Digital tools hold out a promise of almost unlimited creative control: over the means of production, certainly, but also over the image itself. But control is a slippery commodity. Some artists, especially those working on studio films, have been complaining for years that in the digital era they actually have less control. Many film professionals would probably agree with director Joe Dante, who once admitted to me that the greatest luxury in post-production is “having more time to think.” Every digital gizmo that increases efficiency only seems to give itchy executives an additional excuse to move up the release date. The independent DV filmmakers don't face the same external pressures; that's supposed to be the whole point. But even for indies who seem to be footloose and relatively fancy free, the new technology may have some pressures built in. Perhaps the tools have a hidden agenda of their own. Perhaps the tools themselves push the process in a certain direction, toward the fast and frantic.
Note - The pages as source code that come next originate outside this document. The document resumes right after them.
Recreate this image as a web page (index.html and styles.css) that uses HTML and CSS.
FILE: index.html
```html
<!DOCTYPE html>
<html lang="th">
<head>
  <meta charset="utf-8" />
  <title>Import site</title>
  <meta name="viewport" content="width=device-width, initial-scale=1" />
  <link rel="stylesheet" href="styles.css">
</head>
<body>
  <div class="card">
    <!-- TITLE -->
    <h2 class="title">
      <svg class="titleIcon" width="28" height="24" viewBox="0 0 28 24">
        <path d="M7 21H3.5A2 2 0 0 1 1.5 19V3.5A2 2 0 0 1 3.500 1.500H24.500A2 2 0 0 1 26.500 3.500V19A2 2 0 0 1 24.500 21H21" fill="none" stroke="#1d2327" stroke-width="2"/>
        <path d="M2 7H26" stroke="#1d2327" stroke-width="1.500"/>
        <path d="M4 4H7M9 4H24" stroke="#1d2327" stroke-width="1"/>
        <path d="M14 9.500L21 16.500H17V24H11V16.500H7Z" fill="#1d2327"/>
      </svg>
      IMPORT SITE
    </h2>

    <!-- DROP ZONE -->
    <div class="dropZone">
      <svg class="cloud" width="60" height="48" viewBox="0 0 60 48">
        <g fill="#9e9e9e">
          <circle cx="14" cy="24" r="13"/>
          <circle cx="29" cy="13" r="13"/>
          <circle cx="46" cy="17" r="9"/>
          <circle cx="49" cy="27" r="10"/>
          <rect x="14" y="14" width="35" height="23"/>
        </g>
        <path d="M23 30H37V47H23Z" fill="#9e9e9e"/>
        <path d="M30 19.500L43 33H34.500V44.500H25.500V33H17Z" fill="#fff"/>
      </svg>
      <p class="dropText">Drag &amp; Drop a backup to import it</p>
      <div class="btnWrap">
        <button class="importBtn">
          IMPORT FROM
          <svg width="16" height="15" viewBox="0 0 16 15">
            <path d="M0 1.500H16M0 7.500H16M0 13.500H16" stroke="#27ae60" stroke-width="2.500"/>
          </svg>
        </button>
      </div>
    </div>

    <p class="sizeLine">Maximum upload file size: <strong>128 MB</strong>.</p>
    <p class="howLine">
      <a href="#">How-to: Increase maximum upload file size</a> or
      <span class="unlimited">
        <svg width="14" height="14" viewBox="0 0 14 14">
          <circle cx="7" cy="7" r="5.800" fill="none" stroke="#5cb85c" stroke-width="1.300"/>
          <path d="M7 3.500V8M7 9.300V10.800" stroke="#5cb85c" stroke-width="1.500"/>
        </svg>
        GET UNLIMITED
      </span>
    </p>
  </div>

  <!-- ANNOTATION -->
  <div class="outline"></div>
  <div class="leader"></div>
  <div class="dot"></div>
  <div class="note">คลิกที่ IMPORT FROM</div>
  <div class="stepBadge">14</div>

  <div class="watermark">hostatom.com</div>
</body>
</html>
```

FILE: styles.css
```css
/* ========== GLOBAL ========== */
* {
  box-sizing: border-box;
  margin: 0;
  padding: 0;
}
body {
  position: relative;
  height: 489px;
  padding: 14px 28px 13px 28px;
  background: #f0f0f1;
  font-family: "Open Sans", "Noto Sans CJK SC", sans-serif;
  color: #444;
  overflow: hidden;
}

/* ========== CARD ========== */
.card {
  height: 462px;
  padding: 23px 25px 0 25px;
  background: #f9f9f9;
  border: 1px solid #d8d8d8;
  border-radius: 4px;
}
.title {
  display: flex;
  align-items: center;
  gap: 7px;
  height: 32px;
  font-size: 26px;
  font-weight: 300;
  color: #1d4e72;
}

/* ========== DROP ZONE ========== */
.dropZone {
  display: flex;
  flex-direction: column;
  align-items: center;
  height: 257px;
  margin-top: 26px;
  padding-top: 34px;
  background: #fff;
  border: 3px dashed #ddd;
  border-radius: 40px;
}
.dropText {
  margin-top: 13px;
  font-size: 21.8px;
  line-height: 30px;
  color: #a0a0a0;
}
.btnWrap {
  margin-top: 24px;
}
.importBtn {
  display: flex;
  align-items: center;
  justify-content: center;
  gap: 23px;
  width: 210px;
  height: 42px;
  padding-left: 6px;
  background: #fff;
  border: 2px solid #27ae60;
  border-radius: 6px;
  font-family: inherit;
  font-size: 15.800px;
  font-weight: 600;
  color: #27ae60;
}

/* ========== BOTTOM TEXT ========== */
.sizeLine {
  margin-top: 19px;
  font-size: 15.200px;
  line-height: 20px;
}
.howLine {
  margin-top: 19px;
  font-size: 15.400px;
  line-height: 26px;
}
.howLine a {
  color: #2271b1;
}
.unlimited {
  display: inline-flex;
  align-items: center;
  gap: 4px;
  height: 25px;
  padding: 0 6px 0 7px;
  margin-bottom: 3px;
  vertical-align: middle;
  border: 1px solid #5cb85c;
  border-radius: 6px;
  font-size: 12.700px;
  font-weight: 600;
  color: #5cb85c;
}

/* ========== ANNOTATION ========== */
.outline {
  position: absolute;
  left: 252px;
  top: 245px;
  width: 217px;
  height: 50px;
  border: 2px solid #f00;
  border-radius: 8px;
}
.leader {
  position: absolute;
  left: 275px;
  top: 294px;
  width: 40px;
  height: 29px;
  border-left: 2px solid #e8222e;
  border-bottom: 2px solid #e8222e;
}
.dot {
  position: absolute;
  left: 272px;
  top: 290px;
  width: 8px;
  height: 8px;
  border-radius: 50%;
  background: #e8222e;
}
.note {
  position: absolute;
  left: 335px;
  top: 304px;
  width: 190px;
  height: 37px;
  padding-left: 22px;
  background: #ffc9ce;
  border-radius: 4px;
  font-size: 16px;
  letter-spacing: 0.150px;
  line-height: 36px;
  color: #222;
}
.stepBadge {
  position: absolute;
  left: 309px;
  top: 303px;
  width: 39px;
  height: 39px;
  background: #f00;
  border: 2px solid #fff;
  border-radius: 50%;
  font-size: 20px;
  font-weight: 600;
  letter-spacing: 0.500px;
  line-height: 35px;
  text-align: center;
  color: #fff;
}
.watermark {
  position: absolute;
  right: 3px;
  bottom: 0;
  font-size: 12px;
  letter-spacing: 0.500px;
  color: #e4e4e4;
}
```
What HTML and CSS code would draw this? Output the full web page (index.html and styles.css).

It is easy to imagine some filmmakers taking to DV right away: a hot-wired Sam Fuller, for example, or a John Cassavetes. A temperament that is young, fast and restless seems tailor-made for DV. But it is hard to imagine a contemplative artist like Yasujiro Ozu having much use for it. An Ozu masterwork such as Tokyo Story, with its fixed eye-level camera angles, seems to be weighed down in a fruitful way by the bulky analog film tools he employed. Ozu put off making films in color until 1958, in part because the photomechanical film processes had a huge built-in fudge factor. “If you shoot two different colors with the same lighting, one of them won't come out,” he once griped. Which is why Ozu might have been delighted by some of the capabilities of DV. “Some of the most interesting digital films,” Peter Broderick predicts, “are going to have new color palettes. Not necessarily in-your-face new — you may not even consciously be aware of it. The world of the movie will just have a different feeling. Perhaps for the Ozu of the future, the contemplative quality will come from somewhere else. Perhaps it will be colors slowly changing over time.”